Clare
shows me the cupboard of knitted hats and baby clothes – mostly white,
different sizes from handmade tiny ones to full-term. The knitted caps serve a
cosmetic purpose here rather than one of warmth, ‘’’: as a baby passes through
the birth canal the planes of its skull overlap so it can fit, but if there is
excess fluid in the baby’s body – as a result of its death – the planes of the
skull can dig into the brain, deforming the head. Clare says she puts the
little cap over it and no one can tell the difference. Next to the bonnets are
brass-hinged wooden jewellery boxes, or so I think, until she stands on her tip
toes to reach one, opens it and it’s empty but for a white lace doily. ‘These
are the coffins for the very little ones’, she says, holding it up so I can see
inside. I had no idea that a bereavement ward existed, let alone coffins for
babies as big as my car keys.
I had started the book with some reservations and Hayley Campbell had quite a bit of work to do to overcome these. I have an issue with book endorsements on newly published hardbacks; no one has had a chance to read and review the book so these endorsements inevitably come from the authors friends or acquaintances. Hayley Campbell has some big hitting friends; on the front cover we get Neil Gaiman and Audrey Niffenegger no less; not many authors would be able to garner accolades from literary heavyweights like these. On the back cover we get, amongst others, Nigella Lawson, Caitlin Doughty, Tuppence Middleton, and Charlie Gilmore. In her opening pages Hayley tells us that her father is Eddie Campbell, the comic book artist who illustrated Alan Moore’s ‘From Hell’. Neil Gaiman is an old friend of the family and Hayley wrote her first book about him. Audrey Niffenegger is her step mother! So, when Niffenegger says the book is “essential, compassionate, honest”, it can’t be taken as an impartial opinion.

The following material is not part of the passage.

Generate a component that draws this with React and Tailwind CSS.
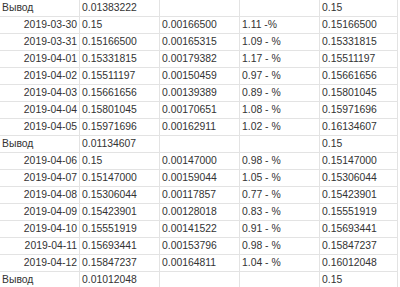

Rather annoyingly Niffenegger turns out not to be wrong. Campbell’s book is very good and her own discomfort with the subject matter makes this a very different prospect from anything by Caitlin Doughty or Mary Roach’s breezy ‘Stiff’. There are times in the book when the subject of death threatens to overwhelm the author and a dead baby sends her perilously close to being traumatised. Campbell persists in her journey because, she says, “I think there is urgent, life-changing knowledge to be gained from becoming familiar with death, and from not letting your limits be guided by a fear of unknown things: the knowledge that you can stand to be near it, so that when the time comes you will not let someone you love die alone.” In each of her 12 chapters we meet a death professional, “those who work around death every day” and who are asked to show us “what they do and how they do it – to explore not only the mechanics of an industry, but how it forms a foundation for what it is they do. The Western death industry is predicated on the idea that we cannot, or need not, be there. But if the reason we’re outsourcing this burden is because it’s too much for us, how do they deal with it? They are human too. There is no them and us. It’s just us.” Campbell meets with funeral directors, grave diggers, embalmers, executioners, pathology technologists, death mask sculptors and others. Her book is often funny, sometimes very moving and always fascinating. Highly recommended.